• Exercise goal
Reproduce the data exactly and drop any pictures it holds.

>> begin

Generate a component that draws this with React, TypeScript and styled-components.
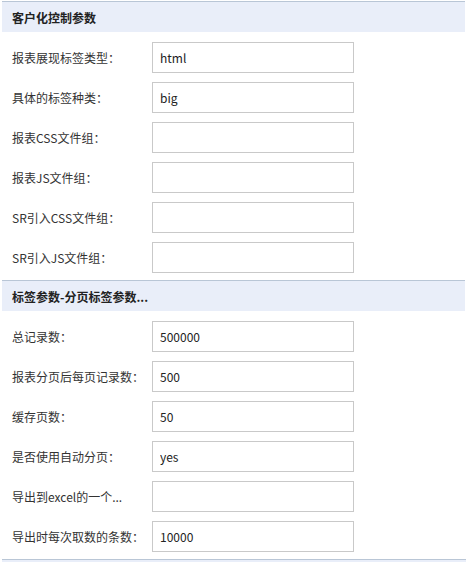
import * as React from 'react'
import styled, { createGlobalStyle } from 'styled-components'

const GlobalStyle = createGlobalStyle`
    body {
        margin: 0;
        background: #fff;
        font-family: "Microsoft YaHei", "Noto Sans CJK SC", "Noto Sans", sans-serif;
    }
`

type Field = {
    label: string
    value: string
}

type Group = {
    title: string
    fields: Field[]
}

const groups: Group[] = [
    {
        title: '客户化控制参数',
        fields: [
            { label: '报表展现标签类型：', value: 'html' },
            { label: '具体的标签种类：', value: 'big' },
            { label: '报表CSS文件组：', value: '' },
            { label: '报表JS文件组：', value: '' },
            { label: 'SR引入CSS文件组：', value: '' },
            { label: 'SR引入JS文件组：', value: '' },
        ],
    },
    {
        title: '标签参数-分页标签参数...',
        fields: [
            { label: '总记录数：', value: '500000' },
            { label: '报表分页后每页记录数：', value: '500' },
            { label: '缓存页数：', value: '50' },
            { label: '是否使用自动分页：', value: 'yes' },
            { label: '导出到excel的一个...', value: '' },
            { label: '导出时每次取数的条数：', value: '10000' },
        ],
    },
]

const Page = styled.div`
    width: 466px;
    padding-top: 1px;
`

const Section = styled.section`
    display: flex;
    flex-direction: column;
`

const SectionHeader = styled.div`
    height: 30px;
    margin: 0 1px 0 2px;
    border-top: 1px solid #b9c6d6;
    background-color: #e9eef9;
    display: flex;
    align-items: center;
    padding-left: 10px;
    font-size: 12px;
    font-weight: bold;
    color: #222;
`

const FieldList = styled.div`
    display: flex;
    flex-direction: column;
    gap: 9px;
    padding: 10px 0 7px;
`

const FieldRow = styled.div`
    display: flex;
    align-items: center;
    height: 31px;
`

const FieldLabel = styled.label`
    flex: 0 0 152px;
    padding-left: 12px;
    box-sizing: border-box;
    font-size: 12px;
    color: #333;
    white-space: nowrap;
`

const FieldInput = styled.input`
    width: 202px;
    height: 31px;
    box-sizing: border-box;
    border: 1px solid #c9c9c9;
    padding: 0 7px;
    margin: 0;
    font-family: "Microsoft YaHei", "Noto Sans CJK SC", "Noto Sans", sans-serif;
    font-size: 12px;
    color: #222;
    background: #fff;
    outline: none;
`

const Closing = styled.div`
    height: 2px;
    margin: 0 0 0 2px;
    border-top: 1px solid #b9c6d6;
    background-color: #e9eef9;
`

export default function App() {
    return (
        <>
            <GlobalStyle />
            <Page>
                {groups.map(group => (
                    <Section key={group.title}>
                        <SectionHeader>{group.title}</SectionHeader>
                        <FieldList>
                            {group.fields.map(field => (
                                <FieldRow key={field.label}>
                                    <FieldLabel>{field.label}</FieldLabel>
                                    <FieldInput defaultValue={field.value} readOnly />
                                </FieldRow>
                            ))}
                        </FieldList>
                    </Section>
                ))}
                <Closing />
            </Page>
        </>
    )
}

>> end

• Right answer
Generate a component that draws this with React, TypeScript and styled-components.
import * as React from 'react'
import styled, { createGlobalStyle } from 'styled-components'

const GlobalStyle = createGlobalStyle`
    body {
        margin: 0;
        background: #fff;
        font-family: "Microsoft YaHei", "Noto Sans CJK SC", "Noto Sans", sans-serif;
    }
`

type Field = {
    label: string
    value: string
}

type Group = {
    title: string
    fields: Field[]
}

const groups: Group[] = [
    {
        title: '客户化控制参数',
        fields: [
            { label: '报表展现标签类型：', value: 'html' },
            { label: '具体的标签种类：', value: 'big' },
            { label: '报表CSS文件组：', value: '' },
            { label: '报表JS文件组：', value: '' },
            { label: 'SR引入CSS文件组：', value: '' },
            { label: 'SR引入JS文件组：', value: '' },
        ],
    },
    {
        title: '标签参数-分页标签参数...',
        fields: [
            { label: '总记录数：', value: '500000' },
            { label: '报表分页后每页记录数：', value: '500' },
            { label: '缓存页数：', value: '50' },
            { label: '是否使用自动分页：', value: 'yes' },
            { label: '导出到excel的一个...', value: '' },
            { label: '导出时每次取数的条数：', value: '10000' },
        ],
    },
]

const Page = styled.div`
    width: 466px;
    padding-top: 1px;
`

const Section = styled.section`
    display: flex;
    flex-direction: column;
`

const SectionHeader = styled.div`
    height: 30px;
    margin: 0 1px 0 2px;
    border-top: 1px solid #b9c6d6;
    background-color: #e9eef9;
    display: flex;
    align-items: center;
    padding-left: 10px;
    font-size: 12px;
    font-weight: bold;
    color: #222;
`

const FieldList = styled.div`
    display: flex;
    flex-direction: column;
    gap: 9px;
    padding: 10px 0 7px;
`

const FieldRow = styled.div`
    display: flex;
    align-items: center;
    height: 31px;
`

const FieldLabel = styled.label`
    flex: 0 0 152px;
    padding-left: 12px;
    box-sizing: border-box;
    font-size: 12px;
    color: #333;
    white-space: nowrap;
`

const FieldInput = styled.input`
    width: 202px;
    height: 31px;
    box-sizing: border-box;
    border: 1px solid #c9c9c9;
    padding: 0 7px;
    margin: 0;
    font-family: "Microsoft YaHei", "Noto Sans CJK SC", "Noto Sans", sans-serif;
    font-size: 12px;
    color: #222;
    background: #fff;
    outline: none;
`

const Closing = styled.div`
    height: 2px;
    margin: 0 0 0 2px;
    border-top: 1px solid #b9c6d6;
    background-color: #e9eef9;
`

export default function App() {
    return (
        <>
            <GlobalStyle />
            <Page>
                {groups.map(group => (
                    <Section key={group.title}>
                        <SectionHeader>{group.title}</SectionHeader>
                        <FieldList>
                            {group.fields.map(field => (
                                <FieldRow key={field.label}>
                                    <FieldLabel>{field.label}</FieldLabel>
                                    <FieldInput defaultValue={field.value} readOnly />
                                </FieldRow>
                            ))}
                        </FieldList>
                    </Section>
                ))}
                <Closing />
            </Page>
        </>
    )
}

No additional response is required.